Short exercise: Look through the data for the string "index". Copy every line where it is found.

Data extract:

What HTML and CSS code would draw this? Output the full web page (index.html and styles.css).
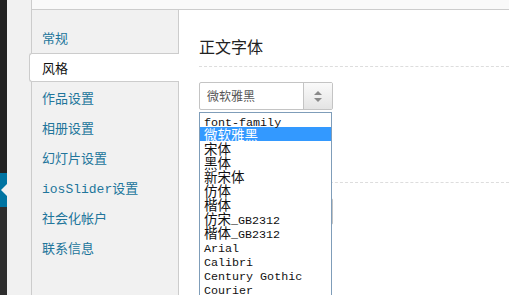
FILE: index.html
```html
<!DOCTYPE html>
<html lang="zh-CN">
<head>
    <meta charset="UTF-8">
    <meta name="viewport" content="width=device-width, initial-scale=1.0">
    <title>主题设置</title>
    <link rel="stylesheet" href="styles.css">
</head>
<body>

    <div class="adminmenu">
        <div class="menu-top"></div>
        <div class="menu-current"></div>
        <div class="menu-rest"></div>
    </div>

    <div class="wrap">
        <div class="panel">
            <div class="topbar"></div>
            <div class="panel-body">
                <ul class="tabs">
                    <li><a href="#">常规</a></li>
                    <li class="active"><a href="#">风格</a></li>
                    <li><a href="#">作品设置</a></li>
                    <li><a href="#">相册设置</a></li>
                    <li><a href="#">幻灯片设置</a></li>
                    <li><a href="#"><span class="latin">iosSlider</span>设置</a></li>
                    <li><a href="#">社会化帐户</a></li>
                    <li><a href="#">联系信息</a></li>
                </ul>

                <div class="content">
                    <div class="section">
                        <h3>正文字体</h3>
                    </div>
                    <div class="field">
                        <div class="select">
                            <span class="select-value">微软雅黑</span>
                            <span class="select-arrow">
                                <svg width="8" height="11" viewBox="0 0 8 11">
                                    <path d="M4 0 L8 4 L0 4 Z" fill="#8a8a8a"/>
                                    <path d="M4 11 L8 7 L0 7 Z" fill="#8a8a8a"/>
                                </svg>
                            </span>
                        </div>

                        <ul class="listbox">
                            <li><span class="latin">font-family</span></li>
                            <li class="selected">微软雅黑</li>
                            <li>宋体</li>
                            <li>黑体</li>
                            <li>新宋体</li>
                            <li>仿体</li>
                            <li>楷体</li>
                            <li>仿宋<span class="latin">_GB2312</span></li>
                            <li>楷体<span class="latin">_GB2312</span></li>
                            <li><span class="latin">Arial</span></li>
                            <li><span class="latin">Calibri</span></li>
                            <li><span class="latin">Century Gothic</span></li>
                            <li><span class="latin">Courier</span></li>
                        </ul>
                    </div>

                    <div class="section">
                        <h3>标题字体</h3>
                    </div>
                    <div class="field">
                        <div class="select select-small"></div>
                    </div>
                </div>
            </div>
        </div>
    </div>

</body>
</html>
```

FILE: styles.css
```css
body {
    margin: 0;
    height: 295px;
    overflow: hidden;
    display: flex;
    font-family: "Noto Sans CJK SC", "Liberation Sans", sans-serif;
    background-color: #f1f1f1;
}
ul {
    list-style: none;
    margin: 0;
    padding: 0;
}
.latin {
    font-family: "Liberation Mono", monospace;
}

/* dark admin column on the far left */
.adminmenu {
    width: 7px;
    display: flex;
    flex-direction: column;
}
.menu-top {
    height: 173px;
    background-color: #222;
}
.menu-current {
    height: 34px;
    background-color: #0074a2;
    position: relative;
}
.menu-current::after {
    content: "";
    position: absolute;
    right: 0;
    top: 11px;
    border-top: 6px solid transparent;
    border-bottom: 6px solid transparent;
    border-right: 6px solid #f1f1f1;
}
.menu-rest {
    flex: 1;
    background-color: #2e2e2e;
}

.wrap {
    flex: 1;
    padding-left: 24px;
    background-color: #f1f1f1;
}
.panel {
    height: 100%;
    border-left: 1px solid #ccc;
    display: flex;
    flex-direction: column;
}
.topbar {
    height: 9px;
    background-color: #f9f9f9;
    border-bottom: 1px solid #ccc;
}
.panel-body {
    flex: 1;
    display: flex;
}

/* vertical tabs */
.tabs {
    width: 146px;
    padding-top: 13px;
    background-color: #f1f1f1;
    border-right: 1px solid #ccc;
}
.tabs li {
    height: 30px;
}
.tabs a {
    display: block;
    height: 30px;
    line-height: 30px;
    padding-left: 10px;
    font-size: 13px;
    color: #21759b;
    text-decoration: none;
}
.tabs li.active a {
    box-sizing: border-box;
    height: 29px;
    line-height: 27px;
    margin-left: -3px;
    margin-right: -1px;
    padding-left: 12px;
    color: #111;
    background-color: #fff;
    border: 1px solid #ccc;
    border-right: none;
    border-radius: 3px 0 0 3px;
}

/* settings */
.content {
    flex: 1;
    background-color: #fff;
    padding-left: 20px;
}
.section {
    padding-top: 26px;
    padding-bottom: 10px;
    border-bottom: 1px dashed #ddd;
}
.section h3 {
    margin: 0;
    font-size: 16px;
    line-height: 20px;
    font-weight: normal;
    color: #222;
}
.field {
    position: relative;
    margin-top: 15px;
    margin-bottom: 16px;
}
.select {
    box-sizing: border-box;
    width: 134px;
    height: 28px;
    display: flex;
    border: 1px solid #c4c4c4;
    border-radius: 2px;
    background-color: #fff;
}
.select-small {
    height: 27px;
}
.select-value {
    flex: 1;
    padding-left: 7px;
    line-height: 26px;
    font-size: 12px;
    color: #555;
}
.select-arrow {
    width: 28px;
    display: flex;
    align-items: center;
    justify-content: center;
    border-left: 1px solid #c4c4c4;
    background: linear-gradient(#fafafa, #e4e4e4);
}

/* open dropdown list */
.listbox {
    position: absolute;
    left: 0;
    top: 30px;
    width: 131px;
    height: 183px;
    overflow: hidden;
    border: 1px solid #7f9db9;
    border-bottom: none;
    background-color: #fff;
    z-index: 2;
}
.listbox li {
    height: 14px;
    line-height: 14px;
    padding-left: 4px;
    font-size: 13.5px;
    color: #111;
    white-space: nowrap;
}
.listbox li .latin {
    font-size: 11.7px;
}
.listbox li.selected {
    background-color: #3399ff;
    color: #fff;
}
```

Written reply:
What HTML and CSS code would draw this? Output the full web page (index.html and styles.css).
FILE: index.html
    z-index: 2;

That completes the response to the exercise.